- What is being asked
Report, word for word, every line of the material that contains "this".

- Dataset extract
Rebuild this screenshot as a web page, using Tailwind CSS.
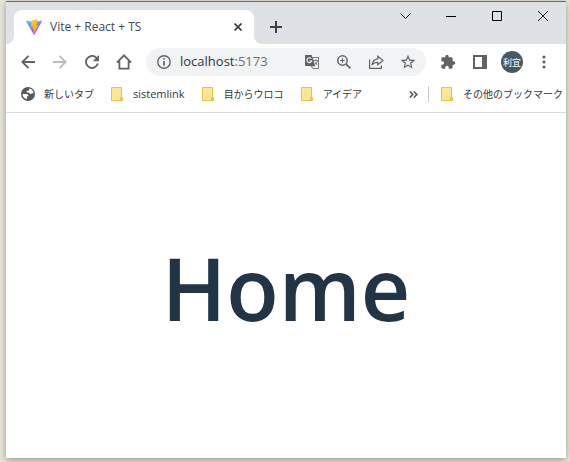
<!DOCTYPE html>
<html lang="ja">
<head>
    <meta charset="UTF-8">
    <meta name="viewport" content="width=device-width, initial-scale=1.0">
    <title>Vite + React + TS</title>
    <script src="https://cdn.jsdelivr.net/npm/@tailwindcss/browser@4"></script>
</head>
<body class="bg-[#e9e6da] font-['Open_Sans','Noto_Sans_CJK_JP',sans-serif]">
    <div class="h-screen px-1 pb-1 pl-[6px] pt-px">
        <div class="flex h-full flex-col border-t border-[#6b6b68] bg-white shadow-[0_2px_7px_rgba(80,75,55,0.5)]">
            <!-- tab strip -->
            <header class="flex h-[42px] shrink-0 bg-[#dee1e6]">
                <div class="w-2 bg-white"><div class="h-full rounded-br-lg bg-[#dee1e6]"></div></div>
                <div class="mt-2 flex w-60 items-center rounded-t-lg bg-white pl-3 pr-2">
                    <svg class="size-4" viewBox="0 0 32 32">
                        <defs>
                            <linearGradient id="shield" x1="0" y1="0" x2="0.6" y2="1"><stop stop-color="#41d1ff"/><stop offset="1" stop-color="#bd34fe"/></linearGradient>
                            <linearGradient id="bolt" x1="0.3" y1="0" x2="0.6" y2="1"><stop stop-color="#ffd83a"/><stop offset="0.2" stop-color="#ffc520"/><stop offset="1" stop-color="#ffa800"/></linearGradient>
                        </defs>
                        <path fill="url(#shield)" d="M31.8 4.8 16.9 31a.9.9 0 0 1-1.5 0L.2 4.8a.9.9 0 0 1 .9-1.3L16 6.2l14.9-2.7a.9.9 0 0 1 .9 1.3Z"/>
                        <path fill="url(#bolt)" d="m23.3.3-12.3 2.400-1 13.300 4.400-.9-1.200 5.500 3-.8-1.800 9c-.1.6.6.8.9.4L25 11.800l-4.300.8L23.300.3Z"/>
                    </svg>
                    <span class="ml-2 flex-1 whitespace-nowrap text-xs text-[#45494d]">Vite + React + TS</span>
                    <button class="flex size-4 items-center justify-center" aria-label="Close tab">
                        <svg class="size-2" viewBox="0 0 8 8" fill="none" stroke="#3c4043" stroke-width="1.7"><path d="m.5.5 7 7m0-7-7 7"/></svg>
                    </button>
                </div>
                <div class="w-2 bg-white"><div class="h-full rounded-bl-lg bg-[#dee1e6]"></div></div>
                <button class="mt-[11px] flex size-7 items-center justify-center" aria-label="New tab">
                    <svg class="size-3" viewBox="0 0 12 12" fill="none" stroke="#3c4043" stroke-width="2"><path d="M6 0v12M0 6h12"/></svg>
                </button>
                <div class="ml-auto flex h-7 text-[#111]">
                    <button class="flex w-[46px] items-center justify-center" aria-label="Search tabs">
                        <svg class="h-[6px] w-[11px]" viewBox="0 0 11 6" fill="none" stroke="currentColor"><path d="m.5.5 5 5 5-5"/></svg>
                    </button>
                    <button class="flex w-[46px] items-center justify-center" aria-label="Minimize">
                        <svg class="h-px w-[10px]" viewBox="0 0 10 1"><path fill="#000" d="M0 0h10v1H0z"/></svg>
                    </button>
                    <button class="flex w-[46px] items-center justify-center" aria-label="Maximize">
                        <svg class="size-[10px]" viewBox="0 0 10 10" fill="none" stroke="#000"><path d="M.5.5h9v9h-9z"/></svg>
                    </button>
                    <button class="flex w-[46px] items-center justify-center" aria-label="Close">
                        <svg class="size-[10px]" viewBox="0 0 10 10" fill="none" stroke="currentColor"><path d="m0 0 10 10M10 0 0 10"/></svg>
                    </button>
                </div>
            </header>

            <!-- toolbar -->
            <nav class="flex h-9 shrink-0 items-center px-[6px] text-[#5f6368]">
                <button class="flex w-8 justify-center" aria-label="Back">
                    <svg class="size-[14px]" viewBox="0 0 14 14" fill="none" stroke="currentColor" stroke-width="1.9"><path d="M14 7H1.5M7.5.8 1.3 7l6.2 6.2"/></svg>
                </button>
                <button class="flex w-8 justify-center text-[#bbbdbf]" aria-label="Forward">
                    <svg class="size-[14px]" viewBox="0 0 14 14" fill="none" stroke="currentColor" stroke-width="1.9"><path d="M0 7h12.5M6.5.8 12.7 7l-6.2 6.2"/></svg>
                </button>
                <button class="flex w-8 justify-center" aria-label="Reload">
                    <svg class="size-[14px]" viewBox="0 0 14 14" fill="none" stroke="currentColor" stroke-width="1.9"><path d="M12.8 8.6A6 6 0 1 1 11.2 2.6L12.8 4.2"/><path fill="currentColor" stroke="none" d="M14 0v6.2H7.8z"/></svg>
                </button>
                <button class="flex w-8 justify-center" aria-label="Home page">
                    <svg class="size-4" viewBox="0 0 16 16" fill="none" stroke="currentColor" stroke-width="1.8"><path d="M.9 8.6 8 1.4l7.1 7.2M3.4 7v7.6h9.2V7"/></svg>
                </button>
                <div class="ml-[6px] mr-[6px] flex h-7 min-w-0 flex-1 items-center rounded-full bg-[#f1f3f4] pl-[11px] pr-[2px]">
                    <svg class="size-[14px] shrink-0" viewBox="0 0 14 14" fill="none" stroke="currentColor" stroke-width="1.4"><circle cx="7" cy="7" r="6.2"/><path stroke-width="1.7" d="M7 3.2v1.6M7 6v4.7"/></svg>
                    <a href="#" class="ml-[9px] min-w-0 flex-1 text-[13px] text-[#33363a]">localhost<span class="text-[#6b6f74]">:5173</span></a>
                    <button class="flex w-8 shrink-0 justify-center" aria-label="Translate">
                        <svg class="size-4" viewBox="0 0 16 16" fill="none">
                            <path fill="#f1f3f4" stroke="#75797d" d="M8.5 3.500h6v11H9l-2-2.500h3.600z"/>
                            <path fill="#5f6368" d="M1 1h6.700l3 11H2a1 1 0 0 1-1-1V1Z"/>
                            <path stroke="#f1f3f4" stroke-width="1.100" d="M7.300 4.800A2.400 2.400 0 1 0 7.600 7H5.400"/>
                            <path stroke="#75797d" d="M9.700 6.500h4.300M12 5.300v1.200M13.300 6.800c-.5 2-1.300 3-2.500 3.900M11 8c.6 1.200 1.300 2 2.500 3"/>
                        </svg>
                    </button>
                    <button class="flex w-8 shrink-0 justify-center" aria-label="Zoom">
                        <svg class="size-[14px]" viewBox="0 0 14 14" fill="none" stroke="currentColor" stroke-width="1.5"><circle cx="5.500" cy="5.500" r="4.700"/><path d="m8.900 8.900 4.500 4.500"/><path stroke-width="1.100" d="M5.500 3.200v4.600M3.200 5.500h4.600"/></svg>
                    </button>
                    <button class="flex w-8 shrink-0 justify-center" aria-label="Share">
                        <svg class="size-4" viewBox="0 0 16 16" fill="none" stroke="currentColor" stroke-width="1.2"><path d="M1.600 5.500v8.900h11.800V11.500M9.800 2.200 15 6.500l-5.200 4.300V8.400C7.600 8.300 5.500 9 4 11c.5-3.500 2.500-5.700 5.800-6.200z"/></svg>
                    </button>
                    <button class="flex w-8 shrink-0 justify-center" aria-label="Bookmark this tab">
                        <svg class="size-4" viewBox="1 1 22 22" fill="currentColor"><path d="m22 9.240-7.190-.62L12 2 9.190 8.630 2 9.240l5.460 4.730L5.820 21 12 17.270 18.180 21l-1.630-7.030L22 9.240ZM12 15.400l-3.760 2.270 1-4.280-3.320-2.880 4.380-.38L12 6.100l1.710 4.040 4.380.38-3.320 2.880 1 4.280L12 15.400Z"/></svg>
                    </button>
                </div>
                <button class="flex w-8 justify-center" aria-label="Extensions">
                    <svg class="size-4" viewBox="0 0 24 24" fill="currentColor"><path d="M20.500 11H19V7a2 2 0 0 0-2-2h-4V3.500a2.500 2.500 0 0 0-5 0V5H4a2 2 0 0 0-2 2v3.800h1.500a2.700 2.700 0 0 1 0 5.400H2V20a2 2 0 0 0 2 2h3.800v-1.500a2.700 2.700 0 0 1 5.400 0V22H17a2 2 0 0 0 2-2v-4h1.500a2.500 2.500 0 0 0 0-5Z"/></svg>
                </button>
                <button class="flex w-8 justify-center" aria-label="Side panel">
                    <svg class="size-[14px]" viewBox="0 0 14 14"><path fill="currentColor" fill-rule="evenodd" d="M0 0h14v14H0zM2 2v10h7V2z"/></svg>
                </button>
                <button class="flex w-8 justify-center" aria-label="Profile">
                    <span class="flex size-[22px] items-center justify-center rounded-full bg-[#455a64] text-[9px] leading-none text-white">利宜</span>
                </button>
                <button class="flex w-8 justify-center" aria-label="Menu">
                    <svg class="h-[14px] w-1" viewBox="0 0 4 14" fill="currentColor"><circle cx="2" cy="2" r="1.6"/><circle cx="2" cy="7" r="1.6"/><circle cx="2" cy="12" r="1.6"/></svg>
                </button>
            </nav>

            <!-- bookmarks bar -->
            <nav class="flex h-[33px] shrink-0 items-center gap-[17px] whitespace-nowrap border-b border-[#dadce0] pb-1 pl-[15px] text-[10px] text-[#33363a]">
                <a href="#" class="flex items-center gap-[9px]">
                    <svg class="size-[14px]" viewBox="0 0 14 14"><circle cx="7" cy="7" r="7" fill="#55595e"/><path fill="#fff" d="M1.500 7h4c1.600 0 2 1 2 2.200H6v2.900c-2.600-.2-4.500-2.400-4.500-5.100ZM8.200 1.600v.9c0 .8-.5 1.300-1.300 1.300H5.700V5c0 .5 1 .6 1.800.6.8 0 1 .7 1.400 1.200.5.5 1.300.2 1.700-.2.500-.4 1.100-.3 1.900-.2-.2-2.500-1.900-4.400-4.300-4.800Z"/></svg>
                    新しいタブ
                </a>
                <a href="#" class="flex items-center gap-[10px]">
                    <svg class="h-[14px] w-3" viewBox="0 0 12 14" fill="#ffe694" stroke="#e8c34a"><path d="M.5.500h10v13H.5zM9.500 13.500V10.500l1-1 1 1v3z"/></svg>
                    <span class="text-[11px]">sistemlink</span>
                </a>
                <a href="#" class="flex items-center gap-[10px]">
                    <svg class="h-[14px] w-3" viewBox="0 0 12 14" fill="#ffe694" stroke="#e8c34a"><path d="M.5.500h10v13H.5zM9.500 13.500V10.500l1-1 1 1v3z"/></svg>
                    目からウロコ
                </a>
                <a href="#" class="flex items-center gap-[10px]">
                    <svg class="h-[14px] w-3" viewBox="0 0 12 14" fill="#ffe694" stroke="#e8c34a"><path d="M.5.500h10v13H.5zM9.500 13.500V10.500l1-1 1 1v3z"/></svg>
                    アイデア
                </a>
                <div class="ml-auto flex items-center pr-[3px]">
                    <button aria-label="More bookmarks">
                        <svg class="h-[7px] w-[9px]" viewBox="0 0 9 7" fill="none" stroke="#55595e" stroke-width="1.600"><path d="m.8.500 3 3-3 3m4-6 3 3-3 3"/></svg>
                    </button>
                    <div class="ml-[10px] mr-3 h-4 w-px bg-[#c8cacd]"></div>
                    <a href="#" class="flex items-center gap-[10px]">
                        <svg class="h-[14px] w-3" viewBox="0 0 12 14" fill="#ffe694" stroke="#e8c34a"><path d="M.5.500h10v13H.5zM9.500 13.500V10.500l1-1 1 1v3z"/></svg>
                        その他のブックマーク
                    </a>
                </div>
            </nav>

            <!-- page -->
            <main class="flex flex-1 items-center justify-center pt-1">
                <h1 class="text-[86px] font-semibold leading-none text-[#213547]">Home</h1>
            </main>
        </div>
    </div>
</body>
</html>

- Exercise result
Rebuild this screenshot as a web page, using Tailwind CSS.
                    <button class="flex w-8 shrink-0 justify-center" aria-label="Bookmark this tab">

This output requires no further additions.